■ WRITTEN INSTRUCTION ■
Repeat every entry word for word, but leave the images out of your copy.

■ Stored dataset items ■
[Start]

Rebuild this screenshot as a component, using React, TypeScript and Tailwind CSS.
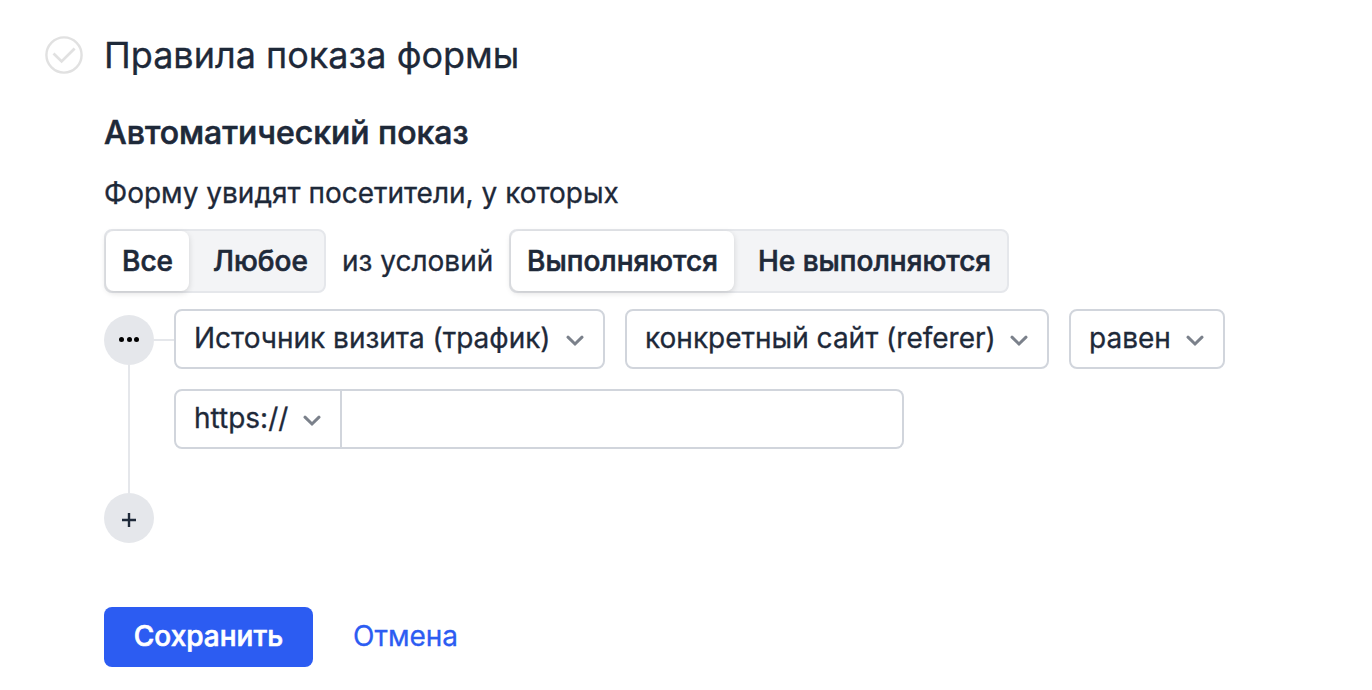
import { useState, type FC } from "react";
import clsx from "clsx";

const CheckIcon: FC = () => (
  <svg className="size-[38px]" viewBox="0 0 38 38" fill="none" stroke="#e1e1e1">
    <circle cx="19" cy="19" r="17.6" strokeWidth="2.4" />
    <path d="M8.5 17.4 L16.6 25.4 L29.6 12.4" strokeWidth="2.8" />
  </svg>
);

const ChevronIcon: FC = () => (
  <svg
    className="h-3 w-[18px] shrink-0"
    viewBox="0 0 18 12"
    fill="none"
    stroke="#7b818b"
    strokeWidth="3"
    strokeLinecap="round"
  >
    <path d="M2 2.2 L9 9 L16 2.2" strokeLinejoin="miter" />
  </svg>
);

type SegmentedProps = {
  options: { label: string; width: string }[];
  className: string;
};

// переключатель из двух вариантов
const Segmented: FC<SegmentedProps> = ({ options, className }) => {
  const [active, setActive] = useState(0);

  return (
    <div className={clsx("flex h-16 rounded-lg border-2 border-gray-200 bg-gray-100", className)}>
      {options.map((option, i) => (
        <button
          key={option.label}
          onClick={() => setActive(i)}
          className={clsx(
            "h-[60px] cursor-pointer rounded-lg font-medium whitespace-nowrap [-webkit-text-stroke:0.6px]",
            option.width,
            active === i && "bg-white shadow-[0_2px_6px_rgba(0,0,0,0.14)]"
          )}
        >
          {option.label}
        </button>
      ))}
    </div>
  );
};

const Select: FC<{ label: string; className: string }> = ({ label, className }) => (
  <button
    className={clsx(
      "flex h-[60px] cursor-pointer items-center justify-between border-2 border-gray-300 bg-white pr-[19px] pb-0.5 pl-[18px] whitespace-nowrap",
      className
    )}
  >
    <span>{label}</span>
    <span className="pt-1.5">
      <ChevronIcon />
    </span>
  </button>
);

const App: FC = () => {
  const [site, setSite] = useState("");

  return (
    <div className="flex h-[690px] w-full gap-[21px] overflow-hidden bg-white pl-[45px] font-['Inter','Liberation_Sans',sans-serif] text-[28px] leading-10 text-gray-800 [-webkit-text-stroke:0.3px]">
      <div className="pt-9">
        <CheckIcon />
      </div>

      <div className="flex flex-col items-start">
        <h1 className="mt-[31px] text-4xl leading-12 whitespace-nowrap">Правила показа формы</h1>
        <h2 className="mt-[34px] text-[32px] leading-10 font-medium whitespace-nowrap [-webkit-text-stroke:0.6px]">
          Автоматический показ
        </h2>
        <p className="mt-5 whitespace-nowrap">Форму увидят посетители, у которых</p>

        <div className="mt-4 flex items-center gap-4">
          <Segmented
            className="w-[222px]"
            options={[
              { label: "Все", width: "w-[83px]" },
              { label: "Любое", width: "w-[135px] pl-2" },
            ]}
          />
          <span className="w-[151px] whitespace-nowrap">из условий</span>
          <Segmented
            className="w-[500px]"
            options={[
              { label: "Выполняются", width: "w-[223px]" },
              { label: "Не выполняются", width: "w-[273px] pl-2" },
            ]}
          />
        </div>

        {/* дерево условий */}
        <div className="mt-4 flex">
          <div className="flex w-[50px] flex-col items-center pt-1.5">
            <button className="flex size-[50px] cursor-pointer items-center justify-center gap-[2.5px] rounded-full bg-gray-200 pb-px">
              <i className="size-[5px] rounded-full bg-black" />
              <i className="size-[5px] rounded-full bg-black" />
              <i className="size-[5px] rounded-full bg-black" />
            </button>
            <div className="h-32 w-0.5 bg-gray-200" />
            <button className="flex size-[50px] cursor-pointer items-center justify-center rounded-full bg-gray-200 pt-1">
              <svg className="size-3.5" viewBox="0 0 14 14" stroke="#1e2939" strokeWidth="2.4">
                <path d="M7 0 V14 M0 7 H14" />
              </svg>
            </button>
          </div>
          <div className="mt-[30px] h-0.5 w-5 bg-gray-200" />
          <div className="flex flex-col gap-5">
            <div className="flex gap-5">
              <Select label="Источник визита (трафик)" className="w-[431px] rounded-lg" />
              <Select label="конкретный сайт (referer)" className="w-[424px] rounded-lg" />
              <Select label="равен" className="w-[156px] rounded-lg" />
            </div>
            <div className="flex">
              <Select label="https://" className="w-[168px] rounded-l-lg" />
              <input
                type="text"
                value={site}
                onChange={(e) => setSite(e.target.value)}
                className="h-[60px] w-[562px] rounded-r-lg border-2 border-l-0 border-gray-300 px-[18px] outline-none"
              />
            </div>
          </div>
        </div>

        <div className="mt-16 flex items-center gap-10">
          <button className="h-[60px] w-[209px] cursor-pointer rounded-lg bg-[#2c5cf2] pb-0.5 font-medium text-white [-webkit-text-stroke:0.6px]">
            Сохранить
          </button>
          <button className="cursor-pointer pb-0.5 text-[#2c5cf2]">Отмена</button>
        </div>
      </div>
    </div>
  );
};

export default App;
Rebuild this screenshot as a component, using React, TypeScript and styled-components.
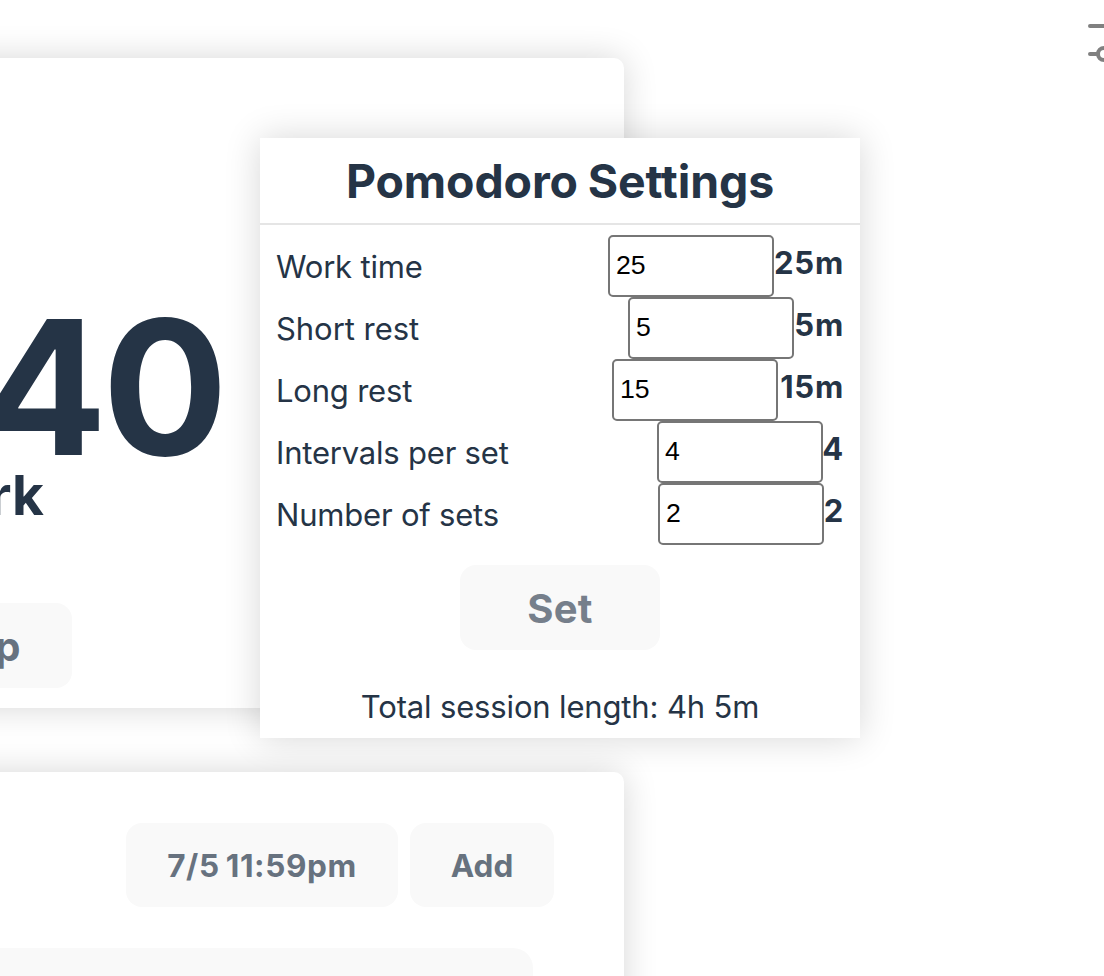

[End]

■ ANSWER ■
Rebuild this screenshot as a component, using React, TypeScript and Tailwind CSS.
import { useState, type FC } from "react";
import clsx from "clsx";

const CheckIcon: FC = () => (
  <svg className="size-[38px]" viewBox="0 0 38 38" fill="none" stroke="#e1e1e1">
    <circle cx="19" cy="19" r="17.6" strokeWidth="2.4" />
    <path d="M8.5 17.4 L16.6 25.4 L29.6 12.4" strokeWidth="2.8" />
  </svg>
);

const ChevronIcon: FC = () => (
  <svg
    className="h-3 w-[18px] shrink-0"
    viewBox="0 0 18 12"
    fill="none"
    stroke="#7b818b"
    strokeWidth="3"
    strokeLinecap="round"
  >
    <path d="M2 2.2 L9 9 L16 2.2" strokeLinejoin="miter" />
  </svg>
);

type SegmentedProps = {
  options: { label: string; width: string }[];
  className: string;
};

// переключатель из двух вариантов
const Segmented: FC<SegmentedProps> = ({ options, className }) => {
  const [active, setActive] = useState(0);

  return (
    <div className={clsx("flex h-16 rounded-lg border-2 border-gray-200 bg-gray-100", className)}>
      {options.map((option, i) => (
        <button
          key={option.label}
          onClick={() => setActive(i)}
          className={clsx(
            "h-[60px] cursor-pointer rounded-lg font-medium whitespace-nowrap [-webkit-text-stroke:0.6px]",
            option.width,
            active === i && "bg-white shadow-[0_2px_6px_rgba(0,0,0,0.14)]"
          )}
        >
          {option.label}
        </button>
      ))}
    </div>
  );
};

const Select: FC<{ label: string; className: string }> = ({ label, className }) => (
  <button
    className={clsx(
      "flex h-[60px] cursor-pointer items-center justify-between border-2 border-gray-300 bg-white pr-[19px] pb-0.5 pl-[18px] whitespace-nowrap",
      className
    )}
  >
    <span>{label}</span>
    <span className="pt-1.5">
      <ChevronIcon />
    </span>
  </button>
);

const App: FC = () => {
  const [site, setSite] = useState("");

  return (
    <div className="flex h-[690px] w-full gap-[21px] overflow-hidden bg-white pl-[45px] font-['Inter','Liberation_Sans',sans-serif] text-[28px] leading-10 text-gray-800 [-webkit-text-stroke:0.3px]">
      <div className="pt-9">
        <CheckIcon />
      </div>

      <div className="flex flex-col items-start">
        <h1 className="mt-[31px] text-4xl leading-12 whitespace-nowrap">Правила показа формы</h1>
        <h2 className="mt-[34px] text-[32px] leading-10 font-medium whitespace-nowrap [-webkit-text-stroke:0.6px]">
          Автоматический показ
        </h2>
        <p className="mt-5 whitespace-nowrap">Форму увидят посетители, у которых</p>

        <div className="mt-4 flex items-center gap-4">
          <Segmented
            className="w-[222px]"
            options={[
              { label: "Все", width: "w-[83px]" },
              { label: "Любое", width: "w-[135px] pl-2" },
            ]}
          />
          <span className="w-[151px] whitespace-nowrap">из условий</span>
          <Segmented
            className="w-[500px]"
            options={[
              { label: "Выполняются", width: "w-[223px]" },
              { label: "Не выполняются", width: "w-[273px] pl-2" },
            ]}
          />
        </div>

        {/* дерево условий */}
        <div className="mt-4 flex">
          <div className="flex w-[50px] flex-col items-center pt-1.5">
            <button className="flex size-[50px] cursor-pointer items-center justify-center gap-[2.5px] rounded-full bg-gray-200 pb-px">
              <i className="size-[5px] rounded-full bg-black" />
              <i className="size-[5px] rounded-full bg-black" />
              <i className="size-[5px] rounded-full bg-black" />
            </button>
            <div className="h-32 w-0.5 bg-gray-200" />
            <button className="flex size-[50px] cursor-pointer items-center justify-center rounded-full bg-gray-200 pt-1">
              <svg className="size-3.5" viewBox="0 0 14 14" stroke="#1e2939" strokeWidth="2.4">
                <path d="M7 0 V14 M0 7 H14" />
              </svg>
            </button>
          </div>
          <div className="mt-[30px] h-0.5 w-5 bg-gray-200" />
          <div className="flex flex-col gap-5">
            <div className="flex gap-5">
              <Select label="Источник визита (трафик)" className="w-[431px] rounded-lg" />
              <Select label="конкретный сайт (referer)" className="w-[424px] rounded-lg" />
              <Select label="равен" className="w-[156px] rounded-lg" />
            </div>
            <div className="flex">
              <Select label="https://" className="w-[168px] rounded-l-lg" />
              <input
                type="text"
                value={site}
                onChange={(e) => setSite(e.target.value)}
                className="h-[60px] w-[562px] rounded-r-lg border-2 border-l-0 border-gray-300 px-[18px] outline-none"
              />
            </div>
          </div>
        </div>

        <div className="mt-16 flex items-center gap-10">
          <button className="h-[60px] w-[209px] cursor-pointer rounded-lg bg-[#2c5cf2] pb-0.5 font-medium text-white [-webkit-text-stroke:0.6px]">
            Сохранить
          </button>
          <button className="cursor-pointer pb-0.5 text-[#2c5cf2]">Отмена</button>
        </div>
      </div>
    </div>
  );
};

export default App;
Rebuild this screenshot as a component, using React, TypeScript and styled-components.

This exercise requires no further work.